● WORK TO BE COMPLETED: Sort through the data and copy the lines holding the word "styles".

● INFORMATION SHOWN:
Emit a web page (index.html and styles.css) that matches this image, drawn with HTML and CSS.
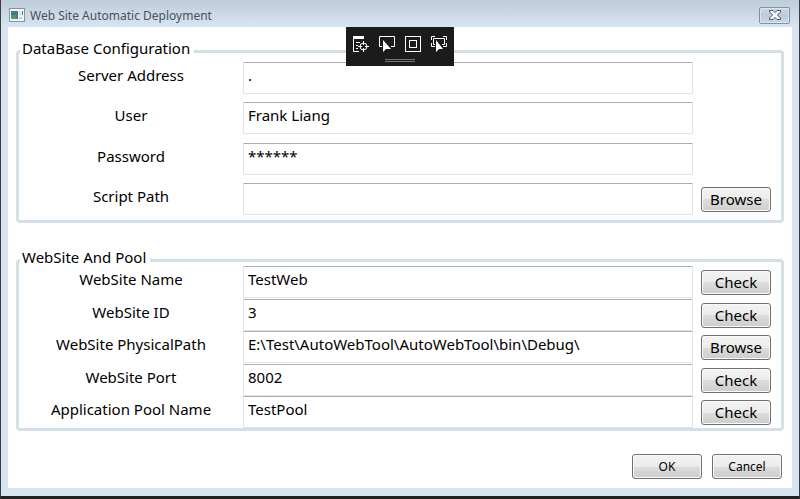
FILE: index.html
```html
<!DOCTYPE html>
<html lang="en">
<head>
  <meta charset="UTF-8" />
  <meta name="viewport" content="width=device-width, initial-scale=1.0"/>
  <title>Web Site Automatic Deployment</title>
  <link rel="stylesheet" href="styles.css">
</head>
<body>

  <div class="window">
    <header class="titlebar">
      <svg class="app-icon" width="16" height="14" viewBox="0 0 16 14">
        <rect x="0.5" y="0.5" width="15" height="13" fill="#f4f6f8" stroke="#8a939c"/>
        <rect x="2" y="3" width="7" height="8" fill="#3d7f86"/>
        <rect x="2" y="7" width="5" height="4" fill="#4d9a6c"/>
        <rect x="10" y="3" width="2" height="5" fill="#dfe3e6"/>
        <rect x="13" y="3" width="1" height="4" fill="#3d7f86"/>
        <rect x="10" y="9" width="3" height="2" fill="#c9ced2"/>
      </svg>
      <h1>Web Site Automatic Deployment</h1>
      <button class="close-btn" aria-label="Close">
        <svg width="12" height="10" viewBox="0 0 12 10">
          <path d="M0.500 0.500h3.500l2 2 2-2h3.500v1.500L8.500 5l3 3v1.500H8l-2-2-2 2H0.500V8l3-3-3-3z" fill="#f5f6f8" stroke="#4d5566"/>
        </svg>
      </button>
    </header>

    <div class="debug-bar">
      <div class="debug-icons">
        <svg width="16" height="16" viewBox="0 0 16 16" fill="none" stroke="#fff">
          <path d="M0 1.500h11" stroke-width="3"/>
          <path d="M0.500 2v13.500H6M3 6.500h4M3 9.500h2M3 12.500h2"/>
          <circle cx="10.500" cy="10.500" r="3.500"/>
          <path d="M10.500 5v4M10.500 12v4M5 10.500h4M12 10.500h4"/>
        </svg>
        <svg width="16" height="16" viewBox="0 0 16 16" fill="none" stroke="#fff">
          <path d="M3 10.500H0.500v-10h15v10H12"/>
          <path d="M4 4v12l3-3h5z" fill="#fff" stroke="none"/>
        </svg>
        <svg width="16" height="16" viewBox="0 0 16 16" fill="none" stroke="#fff">
          <rect x="0.500" y="0.500" width="15" height="15"/>
          <rect x="4.500" y="4.500" width="7" height="7"/>
        </svg>
        <svg width="16" height="16" viewBox="0 0 16 16" fill="none" stroke="#fff">
          <path d="M0.500 4V0.500H4M12 0.500h3.500V4M0.500 7v3.500H4M15.500 7v3.500H12"/>
          <path d="M4 8.500H2.500v-6h11v6H11"/>
          <path d="M5 4v12l3-3h4z" fill="#fff" stroke="none"/>
        </svg>
      </div>
      <div class="grip"></div>
    </div>

    <main class="content">
      <fieldset class="group">
        <legend>DataBase Configuration</legend>
        <div class="rows db-rows">
          <div class="row">
            <label for="server">Server Address</label>
            <input type="text" id="server" value="." />
          </div>
          <div class="row">
            <label for="user">User</label>
            <input type="text" id="user" value="Frank Liang" />
          </div>
          <div class="row">
            <label for="password">Password</label>
            <input type="text" id="password" value="******" />
          </div>
          <div class="row">
            <label for="script">Script Path</label>
            <input type="text" id="script" />
            <button>Browse</button>
          </div>
        </div>
      </fieldset>

      <fieldset class="group">
        <legend>WebSite And Pool</legend>
        <div class="rows site-rows">
          <div class="row">
            <label for="siteName">WebSite Name</label>
            <input type="text" id="siteName" value="TestWeb" />
            <button>Check</button>
          </div>
          <div class="row">
            <label for="siteId">WebSite ID</label>
            <input type="text" id="siteId" value="3" />
            <button>Check</button>
          </div>
          <div class="row">
            <label for="sitePath">WebSite PhysicalPath</label>
            <input type="text" id="sitePath" value="E:\Test\AutoWebTool\AutoWebTool\bin\Debug\" />
            <button>Browse</button>
          </div>
          <div class="row">
            <label for="sitePort">WebSite Port</label>
            <input type="text" id="sitePort" value="8002" />
            <button>Check</button>
          </div>
          <div class="row">
            <label for="poolName">Application Pool Name</label>
            <input type="text" id="poolName" value="TestPool" />
            <button>Check</button>
          </div>
        </div>
      </fieldset>

      <div class="actions">
        <button>OK</button>
        <button>Cancel</button>
      </div>
    </main>
  </div>

</body>
</html>
```
FILE: styles.css
```css
* {
  box-sizing: border-box;
}
body {
  margin: 0;
  font-family: "Noto Sans", "Open Sans", sans-serif;
  font-size: 15px;
  color: #000;
}
.window {
  position: relative;
  display: flex;
  flex-direction: column;
  min-height: 100vh;
  padding: 0 7px 8px;
  background: #d7e4f2;
  border: solid #3c3c40;
  border-width: 0 1px 3px;
  border-bottom-color: #222;
}
.titlebar {
  display: flex;
  align-items: center;
  height: 27px;
  margin: 0 -7px;
  padding: 3px 9px 0 8px;
  background: linear-gradient(#bfcddb, #d7e4f2);
}
.titlebar h1 {
  flex: 1;
  margin: 0 0 0 5px;
  font-size: 12px;
  font-weight: normal;
  color: #4a5158;
}
.close-btn {
  display: flex;
  align-items: center;
  justify-content: center;
  width: 31px;
  height: 17px;
  padding: 0;
  background: linear-gradient(#cbd7e4, #bccbdc 50%, #c9d7e6);
  border: 1px solid #8390a3;
  border-radius: 2px;
  box-shadow: inset 0 0 0 1px #dbe5ef;
}
.debug-bar {
  position: absolute;
  top: 27px;
  left: 50%;
  transform: translateX(-50%);
  width: 108px;
  height: 39px;
  padding: 9px 7px 0;
  background: #1b1b1b;
}
.debug-icons {
  display: flex;
  justify-content: space-between;
}
.debug-icons svg {
  display: block;
}
.grip {
  width: 30px;
  height: 3px;
  margin: 7px auto 0;
  border: solid #777;
  border-width: 1px 0;
}
.content {
  flex: 1;
  padding: 14px 8px 9px;
  background: #fff;
}
.group {
  min-width: 0;
  margin: 0;
  padding: 0 10px 5px 0;
  border: 3px solid #d5dfe6;
  border-radius: 4px;
}
.group + .group {
  margin-top: 27px;
}
.group legend {
  margin-left: 1px;
  padding: 0 4px 6px 2px;
  line-height: 15px;
}
.rows {
  display: grid;
  align-content: space-between;
}
.db-rows {
  min-height: 153px;
}
.site-rows {
  min-height: 162px;
  margin: -5px 0;
}
.row {
  display: grid;
  grid-template-columns: 224px 1fr 78px;
}
.row label {
  line-height: 26px;
  text-align: center;
}
.row input {
  height: 32px;
  min-width: 0;
  padding: 0 4px 6px;
  font: inherit;
  color: #000;
  background: #fff;
  border: 1px solid #e2e3ea;
  border-top-color: #abadb3;
  border-radius: 1px;
}
.row button,
.actions button {
  width: 70px;
  height: 25px;
  padding: 0;
  font: inherit;
  line-height: 23px;
  color: #000;
  background: linear-gradient(#f3f3f3, #ebebeb 50%, #dddddd 50%, #cdcdcd);
  border: 1px solid #707070;
  border-radius: 3px;
  box-shadow: inset 0 0 0 1px #fafafa;
}
.row button {
  margin: 4px 0 0 8px;
}
.actions {
  display: flex;
  justify-content: flex-end;
  gap: 10px;
  margin-top: 23px;
  padding-right: 2px;
}
.actions button {
  font-size: 12px;
}
```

● RESPONSE:
Emit a web page (index.html and styles.css) that matches this image, drawn with HTML and CSS.
  <link rel="stylesheet" href="styles.css">
FILE: styles.css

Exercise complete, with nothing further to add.